The Record Layer's data format is not compatible with the specification specified by Apache Arrow, no.
The Record Layer doesn't currently support foreign key constraints, so foreign keys are more of an “design pattern” than a first-class feature. For example, in a sample schema in the repository, an “Order” message has have a field called “item_id” that points to the primary key of an “Item” message: https://github.com/FoundationDB/fdb-record-layer/blob/792c95... There isn't an automatic check to make sure the item exists, though, nor are there cascading deletes.
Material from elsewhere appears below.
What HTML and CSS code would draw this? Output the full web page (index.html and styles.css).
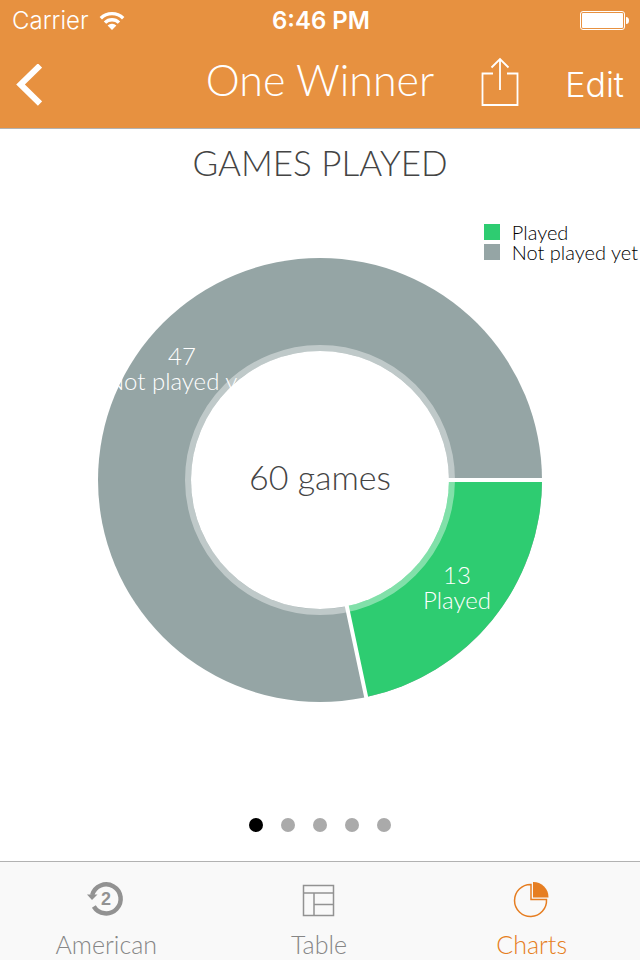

That being said, I don't think the architecture is incompatible with that feature, so it would be a reasonable feature request.
There are some guidelines regarding field type changes in the schema evolution guide: https://foundationdb.github.io/fdb-record-layer/SchemaEvolut... Most data type changes are incompatible with either Protobuf's serialization format or the FDB Tuple layer's serialization format (which the Record Layer users for storing secondary indexes and primary keys). The general advice for type changes (if there are existing data in your record stores) would instead be to introduce a new field of the new type and deprecate the old one.